La caisse que je choisis, par la magie de Murphy, n'est pas la bonne. La suivante non plus. J'explique. Première caisse, je me place dans la queue. Après un instant, la caissière beugle à mon adresse que c'est fini et qu'elle ferme: "Schluß!". La populace putride alentours de se gausser de ce mot d'esprit. Comme je ne suis pas d'humeur à comprendre les mots d'esprit bavarois ou étrangers ou semblables. et que je n'ai pas l'air aimable, même avec mon pont Duplo sous le bras, elle m'explique qu'elle va fermer et que ce serait gentil de ma part si j'acceptais de ma placer dans une autre file d'attente à une autre caisse, non, vraiment. Bon. Deuxième caisse. File d'attente plus longue. Bon. Caissière blonde replète. Pas rapide. Passe une bonne minute à réparer le crayon pour signer les tickets, alors que la file s'allonge. Puis décide qu'elle échange avec celle qui vient de fermer la caisse précédente. Elles se passent les commandes. L'autre est plus rapide, bon.
Arrive le tour d'une allemande blonde, sûrement catholique. Elle étale devant elle le contenu de son panier de courses. Oh, un panier de courses! Plus petit, pour faire semblant. Plein de trucs miniatures pour faire style, briques de lait, boîtes de riz, saucisses, bière, allemand, quoi. Oh, encore un autre! L'allemande déballe. Arrive le pompom: deux paniers remplis de petits fruits et légumes en bois. Inoffensif, vu comme ça. Bah non, parce que chaque petit machin en bois a un code-barre unique. La caissière saisit son pistolet. Allez. Bip. Bip. Pas bip. De côté. Bip. Oh, la petite banane, là, elle a perdu son code-barre. Ah bah zut, où est le catalogue. Ainsi de suite... Les gens derrière moi sont stoïques, certains en profitent pour se gratter le nez ou rêvasser (heureusement, pas de réception GSM à cet endroit). Pas bip. Ah tiens le poireau en bois miniature, là, bah y passe pas non plus. Vous arrivez à lire le code, vous? Mentalement, je commence à compter le nombre de ponts ferroviaires Duplo pour couvrir Budapest-Vienne en tenant compte du dénivelé. Et puis la blonde catholique acheteuse de dinettes et supermarchés miniature en a fini. Ce serait plus facile de les peser d'abord, les bananes en bois et d'appuyer sur la touche voulue. Allez hop, 95€ de petites cochonneries non mangeables pour apprendre aux petits enfants la société de consommation, la logistique, le marketing et l'inflation.

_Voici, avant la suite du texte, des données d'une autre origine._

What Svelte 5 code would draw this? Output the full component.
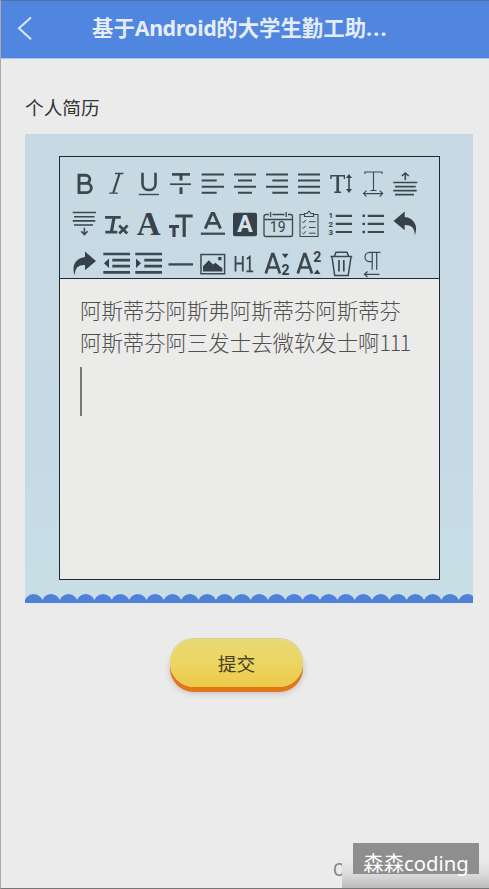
<script>
  const latin = 'Roboto, "Liberation Sans", sans-serif';
  const serif = '"Liberation Serif", serif';
  const scallops = Array.from({ length: 26 }, (_, i) => i * 17.35);

  // Each tool is a list of strokes (s), fills (f) and glyphs (t) on a 32x40 cell.
  const s = (d, w = 2) => ({ kind: 's', d, w });
  const f = (d) => ({ kind: 'f', d });
  const t = (text, x, y, size, o = {}) => ({ kind: 't', text, x, y, size, ...o });

  const tools = [
    { name: 'bold', p: [s('M11 11.2h6.700a4.100 4.100 0 0 1 0 8.200H11zM11 19.400h7.700a4.600 4.600 0 0 1 0 9.200H11z', 2.900)] },
    { name: 'italic', p: [s('M19.400 10l-6.200 19', 2.200), s('M15 9.500h8.400M9.300 29.200h8.500', 1.300)] },
    { name: 'underline', p: [s('M10.500 8.700v11c0 8.400 13 8.400 13 0V8.700', 2.600), s('M6.800 30.500H27', 1.400)] },
    { name: 'strike', p: [s('M8 10.400h18', 2.600), s('M17 10v6.600M17 23.300V30', 3), s('M6 20.200h21', 1.700)] },
    { name: 'left', p: [s('M5.700 10.500H28M5.700 16.600h15M5.700 22.700H28M5.700 28.800h15')] },
    { name: 'center', p: [s('M6 10.500h22M10 16.600h14M6 22.700h22M10 28.800h14')] },
    { name: 'right', p: [s('M6 10.500h22M12.300 16.600H28M6 22.700h22M12.300 28.800H28')] },
    { name: 'justify', p: [s('M6 10.500h22M6 16.600h22M6 22.700h22M6 28.800h22')] },
    { name: 'line-height', p: [s('M7 15v-3.300h13.400V15M10.300 28.300h6.800', 1.400), s('M13.700 12v16', 2.700), s('M25 12v15', 1.600), f('M22 14l3-4 3 4zM22 25l3 4 3-4z')] },
    { name: 'letter-spacing', p: [s('M9 10V8h17v2M17.500 8v18.500M14.500 26.500h6M7.500 29.600h19M10.500 26.600l-3 3 3 3M23.700 26.600l3 3-3 3', 1.100)] },
    { name: 'space-top', p: [s('M5.300 18.500h24M7 22.600h20.700M5.300 26.600h23.400M7 30.700h19', 1.700), s('M17.300 16V9.500M13.800 12l3.500-3 3.500 3', 1.600)] },

    { name: 'space-bottom', p: [s('M4.700 8.500H28M6 12.700h20.500M4.700 16.900h22.600M6 21h19', 1.600), s('M16.400 23.700v6.700M13.200 27.200l3.200 3.400 3.200-3.400', 1.500)] },
    { name: 'clear', p: [s('M5 13.300h15.700M5.300 28.100h12', 2.800), s('M14 13.500l-2.600 14.500', 3.200), s('M19.200 21.500l8 8M27.600 21.500l-8.400 8', 2.700)] },
    { name: 'font', p: [t('A', 16.700, 31, 33, { fam: serif, bold: true })] },
    { name: 'size', p: [s('M11.200 12h17.500M5 22.500h10', 3), s('M20.200 12v21M10 22.500V33', 3.200)] },
    { name: 'color', p: [s('M9.200 24.700L16 9.500h1.700l6.800 15.200M12 19.400h9.800', 2.900), s('M4.800 29.700H29', 2.200)] },
    { name: 'background', p: [f('M7 8.700h20a2 2 0 0 1 2 2v19.500a2 2 0 0 1-2 2H7a2 2 0 0 1-2-2V10.700a2 2 0 0 1 2-2z'), t('A', 16.900, 28, 23, { fam: latin, bold: true, light: true })] },
    { name: 'date', p: [s('M6.500 10.500h2.500M12.500 10.500h12M28 10.500h2.500q2 0 2 2V30.500q0 2-2 2H6q-2 0-2-2V12.500q0-2 2.500-2M4 15.500h28.500M10.600 8v5M26.200 8v5', 1.300), t('19', 17.700, 28.300, 14, { fam: latin })] },
    { name: 'check-list', p: [s('M12.500 10.500H8v22h18v-22h-4.500M12.500 12.500V9.500h2.500l2-2.300 2 2.300h2.500v3z', 1.100), s('M10.300 17.500l1.300 1.200 2.200-2.700M10.300 23.200l1.300 1.200 2.200-2.700M10.300 28.800l1.300 1.200 2.200-2.700M17 17.700h6.500M17 23.500h6.500M17 29.200h6.500', 1)] },
    { name: 'ordered', p: [s('M11.700 11.800H28M11.700 19.900H28M11.700 28H28', 2.200), t('1', 6.700, 14, 8, { fam: latin, bold: true }), t('2', 6.700, 22.700, 8, { fam: latin, bold: true }), t('3', 6.700, 31, 8, { fam: latin, bold: true })] },
    { name: 'bullet', p: [s('M11.700 11.800H28M11.700 19.900H28M11.700 28H28', 2.200), s('M6.500 11.800H9M6.500 19.900H9M6.500 28H9', 2.400)] },
    { name: 'undo', p: [f('M5.500 17L16.700 7.500v5.400C25 13.600 31 21 26.800 31.500 27 23.500 23 20.800 16.700 20.900v5.400z')] },

    { name: 'redo', p: [f('M28 17L17 7.500v5.400C8.500 13.600 2.800 21 6.800 31.500 6.800 23.500 10.700 20.800 17 20.900v5.400z')] },
    { name: 'outdent', p: [s('M3.300 10H30M12.300 16.200H30M12.300 22.200H30M3.300 28.400H30', 2.700), f('M9 14.500v9.400L4 19.200z')] },
    { name: 'indent', p: [s('M3.300 10H30M12.300 16.200H30M12.300 22.200H30M3.300 28.400H30', 2.700), f('M4 14.500v9.400l5-4.700z')] },
    { name: 'divider', p: [s('M4.500 20.400H29', 2.300)] },
    { name: 'image', p: [s('M5 10.500h23.600v19.200H5z', 1.500), f('M7 27.500v-5.200l5.800-6 4.300 4.200 2.300-1.800 7 5.500v3.300zM22.200 13h3.300v3.200h-3.300z')] },
    { name: 'heading', p: [s('M7.500 12v15.500M14.800 12v15.500M7.500 19.500h7.300M18.800 15l3-2.300V27M18.500 27.300h6.700', 1.800)] },
    { name: 'subscript', p: [s('M5.800 29.500L12.300 10h1l6.700 19.500M8 23.500h9.700', 2.700), f('M21.800 9.700h6.700l-3.300 4.600z'), t('2', 25.500, 31, 14, { fam: latin, bold: true })] },
    { name: 'superscript', p: [s('M5.800 29.500L12.300 10h1l6.700 19.500M8 23.500h9.700', 2.700), f('M21.800 30h6.700l-3.300-4.600z'), t('2', 25.300, 17.800, 14, { fam: latin, bold: true })] },
    { name: 'trash', p: [s('M6.500 12.500h21.700M10.500 12l1.500-3.700h11l1.500 3.700M8 13l2.700 18.500h13.500L27 13', 1.500), s('M15 16v11.500M19.800 16v11.500', 1.700)] },
    { name: 'direction', p: [s('M24.500 8.300H13.700a4.700 4.700 0 0 0 0 9.400h2.500M16.200 8.300v17.500M20.700 8.300v17.500M8.500 30.300h15M11.500 27.500l-3 2.800 3 2.800', 1.200)] }
  ];
</script>

<div class="page">
  <header>
    <svg class="back" width="16" height="26" viewBox="0 0 16 26"><path d="M14 2.500L2 13.300l12 10.900" /></svg>
    <h1>基于<span class="en">Android</span>的大学生勤工助<span class="dots">...</span></h1>
  </header>

  <main>
    <div class="label">个人简历</div>
    <section class="card">
      <div class="editor">
        <div class="toolbar">
          {#each tools as tool (tool.name)}
            <svg class="tool" width="32" height="40" viewBox="0 0 32 40" aria-label={tool.name}>
              {#each tool.p as p}
                {#if p.kind === 's'}
                  <path class="stroke" d={p.d} stroke-width={p.w} />
                {:else if p.kind === 'f'}
                  <path class="fill" d={p.d} />
                {:else}
                  <text class:light={p.light} x={p.x} y={p.y} font-size={p.size} font-family={p.fam} font-weight={p.bold ? 700 : 400} text-anchor="middle">{p.text}</text>
                {/if}
              {/each}
            </svg>
          {/each}
        </div>
        <div class="content">
          <p>阿斯蒂芬阿斯弗阿斯蒂芬阿斯蒂芬</p>
          <p>阿斯蒂芬阿三发士去微软发士啊<span class="digits">111</span></p>
          <span class="caret"></span>
        </div>
      </div>
      <svg class="wave" width="448" height="9" viewBox="0 0 448 9">
        <rect y="6" width="448" height="3" />
        {#each scallops as x}
          <circle cx={x + 8.7} cy="9.400" r="9.300" />
        {/each}
      </svg>
    </section>
    <button>提交</button>
  </main>

  <span class="credit">C</span>
  <div class="shade"></div>
  <div class="watermark">森森coding</div>
</div>

<style>
  .page {
    position: relative;
    box-sizing: border-box;
    width: 489px;
    height: 889px;
    overflow: hidden;
    background: #ebebeb;
    border-left: 1px solid #aaa;
    border-bottom: 1px solid #777;
    font-family: "Noto Sans", "Noto Sans CJK SC", sans-serif;
  }
  header {
    box-sizing: border-box;
    height: 58px;
    display: flex;
    align-items: center;
    padding: 0 0 4px 16px;
    background: #5085e0;
    border-top: 1px solid #4d70ad;
    box-shadow: 0 1px #a9c6ee;
  }
  .back path {
    fill: none;
    stroke: #dce8f8;
    stroke-width: 2;
  }
  h1 {
    margin: 0 0 0 59px;
    font: 700 21.400px/30px "Noto Sans", "Noto Sans CJK SC", sans-serif;
    color: #e4ecf5;
    white-space: nowrap;
  }
  .en {
    letter-spacing: -0.450px;
  }
  .dots {
    letter-spacing: 1.200px;
  }
  main {
    display: flex;
    flex-direction: column;
    padding: 35px 16px 0 24px;
  }
  .label {
    height: 41px;
    font: 18.700px/27px "Noto Sans CJK SC", sans-serif;
    color: #333;
  }
  .card {
    box-sizing: border-box;
    width: 448px;
    height: 469px;
    padding-top: 22px;
    display: flex;
    flex-direction: column;
    justify-content: space-between;
    background: linear-gradient(#c7dae4, #c6dae5 70%, #c8dfe5);
  }
  .editor {
    box-sizing: border-box;
    width: 381px;
    height: 424px;
    margin-left: 34px;
    border: 1.500px solid #202b31;
    display: flex;
    flex-direction: column;
  }
  .toolbar {
    box-sizing: border-box;
    height: 122px;
    padding: 7px 0 0 8px;
    display: flex;
    flex-wrap: wrap;
    align-content: flex-start;
    border-bottom: 1px solid #202b31;
  }
  .tool {
    display: block;
    overflow: visible;
  }
  .stroke {
    fill: none;
    stroke: #3c474f;
  }
  .fill, text {
    fill: #374149;
  }
  text.light {
    fill: #d4e3ea;
  }
  .content {
    flex: 1;
    padding: 15px 20px;
    background: #ebebe9;
    font: 300 21.400px/32px "Noto Sans CJK SC", sans-serif;
    color: #505050;
  }
  p {
    margin: 0;
    white-space: nowrap;
  }
  .digits {
    letter-spacing: -1.300px;
  }
  .caret {
    display: block;
    width: 1.500px;
    height: 49px;
    margin-top: 9px;
    background: #777;
  }
  .wave {
    display: block;
    fill: #5080da;
  }
  button {
    width: 133px;
    height: 48px;
    margin: 36px 0 0 145px;
    padding: 0 0 1px;
    border: 0;
    border-radius: 27px;
    background: linear-gradient(#e9da76, #ebd35e 60%, #ecca48);
    box-shadow: 0 5px #e27718, 0 6px 6px #0003, 0 -1px #d5cf91;
    font: 18.700px/45px "Noto Sans CJK SC", sans-serif;
    color: #453e20;
  }
  .credit {
    position: absolute;
    left: 332px;
    top: 858px;
    font: 18px/24px Roboto, sans-serif;
    color: #858585;
  }
  .shade {
    position: absolute;
    left: 341px;
    top: 843px;
    width: 147px;
    height: 46px;
    background: linear-gradient(#ebebeb 35%, #d9d9d9 70%, #b8b8b8);
  }
  .watermark {
    position: absolute;
    left: 352px;
    top: 843px;
    width: 126px;
    height: 31px;
    background: #8e8e8e;
    color: #fff;
    font: 20.300px/40px "Noto Sans", "Noto Sans CJK SC", sans-serif;
    text-align: center;
    white-space: nowrap;
  }
</style>
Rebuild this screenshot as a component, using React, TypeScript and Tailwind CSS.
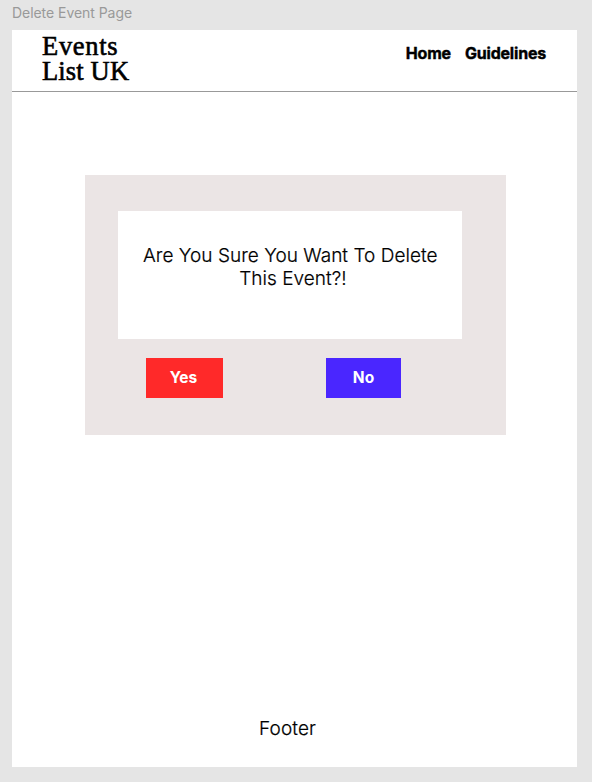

Soudain la caissière replète blonde surgit du néant (ou des toilettes) et veut reprendre sa place. Allez, c'est bien, merci Gudrun, à demain. Le dernier gars devant moi a juste une petite boîte. Vite expédiée. C'est à moi. Non?! A moi?! Le pistolet-laser éructe un bip satisfait à l'approche du pont Duplo. Et puis scrz scrz scrz. Ah, c'est pas bon signe. La caissière blonde replète s'énerve. "Putain merde Gudrun kestumafoutu?!", kadit. Gudrun s'en fout, elle a pris sa caisse et sa trousse de maquillage et s'éloigne. La caissière blonde replète se rend alors compte que le bruit vient du rouleau de l'imprimante de la caisse (ce que je lui aurais dit plus tôt si j'avais droit de cité). Scrz scrz scrz. Bah oui, bourrage papier. On s'énerve pas, on ouvre, on enlève, on retire, on remet, on referme, on imprime à nouveau. Ce qu'elle fit. Avec un délai. Au passage, elle manque de faire tomber mon pont sur la petite vieille qui me suivait, je le rattrape de justesse au bord de la table. Et puis elle me fait signer mon ticket, à l'allemande, c'est-à-dire en tenant le ticket mais en ayant l'air de regarder ailleurs, derrière, loin. Elle met mon pont dans un sac plastique. Salut. Je suis libre, libre, liiiiiiiiiiiiibre!!! Ça m'a pris un bon quart d'heure de caisse, cette histoire. Mais j'ai mon pont, enfin, le pont du Petit. Joie.
1 commentaire:
Pour vérifier les longueurs de pont, la prochaine fois, tu demandes à essayer... Et tu nous appelles avant, on viendra t'aider à construire un méga-cicuit au milieu du magasin!